Worth reading if only to reach the indexes and relish how singular and mysterious reading actually is:
My favorite is Susan Lepselter’s index:
We ask our readers to perform the jamb when language overruns the mental breathing that reading entails…
….You remind me to point sideways, to the shapeless thing I want to name, the thing that hangs around. It shifts its shape. A shifter's only meaning is the object it happens to point to….
…We walk on the dunes and forget the news of missiles. We just feel this recursive earth might break any day like a glass container, back to the particles of its birth.
It's difficult to articulate how I'm disappointed by this particular project, but...I am. Some of the language is exquisite and there are lines that are super gorgeous but this project leaves me with a lot of the same questions I often have when it comes to reading/exploring/looking at conceptual writing: how did this thing happen? what's at stake in that creation? If I try and disentangle the project from what I assume/presume some of its theoretical stakes to be, then it's a pretty engaging read with strong Maggie Nelson vibes.
I enjoyed this book without presuming to “get” it all; Berlant & Stewart craft 100-word passages of observation & reflection about various life scenes/scenarios & words & composition. Their experiment of one hundred word constraint & their index-catalogue of “some things we thought with” inspire writing.
I love the way this book helps you feel the way that all thinking is conversation and each participant in conversation is pivotal. And makes me think of how it feels being on an airplane with lots of people you didn’t choose but have to cooperate with. Index idea is so genius fun maybe I will make one.
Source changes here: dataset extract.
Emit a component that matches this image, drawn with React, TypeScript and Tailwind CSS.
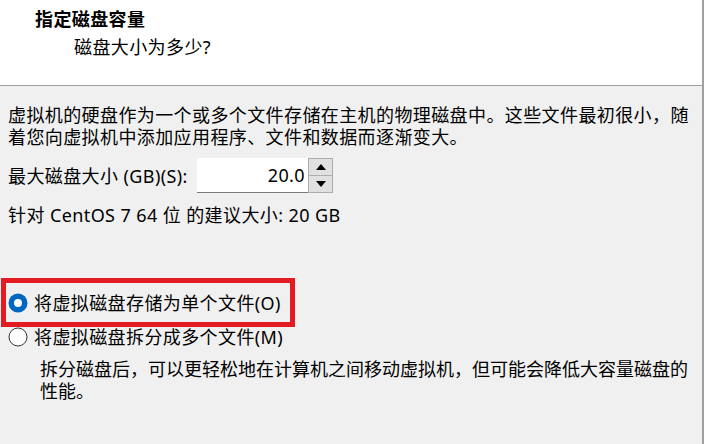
import React from "react";

const font = { fontFamily: '"Noto Sans", "Noto Sans CJK SC", sans-serif' };

function Radio({ checked }: { checked: boolean }) {
  return (
    <svg width="20" height="20" viewBox="0 0 20 20" className="shrink-0">
      {checked ? (
        <>
          <circle cx="10" cy="10" r="9.5" fill="#0067c0" />
          <circle cx="10" cy="10" r="4" fill="#ffffff" />
        </>
      ) : (
        <circle cx="10" cy="10" r="9" fill="#ffffff" stroke="#333333" strokeWidth="1" />
      )}
    </svg>
  );
}

export default function App() {
  return (
    <div
      className="relative w-[704px] h-[444px] overflow-hidden flex flex-col bg-[#f0f0f0] border-r-2 border-[#a0a0a0] text-black text-[18px] leading-[22px] tracking-[0.4px]"
      style={font}
    >
      <div className="h-[86px] shrink-0 bg-white border-b border-[#a0a0a0] pt-[8px]">
        <div className="pl-[35px] font-bold whitespace-nowrap">指定磁盘容量</div>
        <div className="pl-[74px] mt-[6px] whitespace-nowrap">磁盘大小为多少?</div>
      </div>

      <div className="flex flex-col pt-[18px]">
        <div className="pl-[8px] whitespace-nowrap">
          虚拟机的硬盘作为一个或多个文件存储在主机的物理磁盘中。这些文件最初很小，随
        </div>
        <div className="pl-[8px] whitespace-nowrap">着您向虚拟机中添加应用程序、文件和数据而逐渐变大。</div>

        <div className="flex items-center mt-[10px] h-[35px] pl-[8px]">
          <div className="w-[189px] whitespace-nowrap">最大磁盘大小 (GB)(S):</div>
          <div className="w-[111px] h-[35px] bg-white border-b border-[#7a7a7a] flex items-center justify-end pr-[3px]">
            20.0
          </div>
          <div className="w-[25px] h-[35px] flex flex-col border border-[#adadad] bg-[#e1e1e1]">
            <div className="flex-1 flex items-center justify-center border-b border-[#adadad]">
              <svg width="10" height="6" viewBox="0 0 10 6">
                <polygon points="5,0 10,6 0,6" fill="#000" />
              </svg>
            </div>
            <div className="flex-1 flex items-center justify-center">
              <svg width="10" height="6" viewBox="0 0 10 6">
                <polygon points="0,0 10,0 5,6" fill="#000" />
              </svg>
            </div>
          </div>
        </div>

        <div className="pl-[8px] mt-[11px] whitespace-nowrap">针对 CentOS 7 64 位 的建议大小: 20 GB</div>

        <div className="flex items-center gap-[6px] pl-[8px] mt-[66px] h-[22px]">
          <Radio checked />
          <span className="whitespace-nowrap">将虚拟磁盘存储为单个文件(O)</span>
        </div>
        <div className="flex items-center gap-[6px] pl-[8px] mt-[12px] h-[22px]">
          <Radio checked={false} />
          <span className="whitespace-nowrap">将虚拟磁盘拆分成多个文件(M)</span>
        </div>

        <div className="pl-[40px] mt-[10px] whitespace-nowrap tracking-[0px]">
          拆分磁盘后，可以更轻松地在计算机之间移动虚拟机，但可能会降低大容量磁盘的
        </div>
        <div className="pl-[40px] whitespace-nowrap tracking-[0px]">性能。</div>
      </div>

      <div className="absolute left-[1px] top-[278px] w-[294px] h-[49px] border-[5px] border-[#e31b23] pointer-events-none" />
    </div>
  );
}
A beautiful concoction between two minds that I admire. Pretty inaccessible to anyone not in the realm of affect theory and social theory; however, for nerds of that kind, this will be an exciting read. :)
This is a text that I really love not just for it's prose, but also for it's form. For anyone interested in the practice of writing, as well as the affective profusions writing comes from and can induce for readers, I would highly recommend this text!
"She reminds me of a woman I met who has trouble being in a room. I stood next to her. We started off pretty well, talking about books and travel and how we knew people, but after twenty minutes we were trapped. I drifted away, releasing us."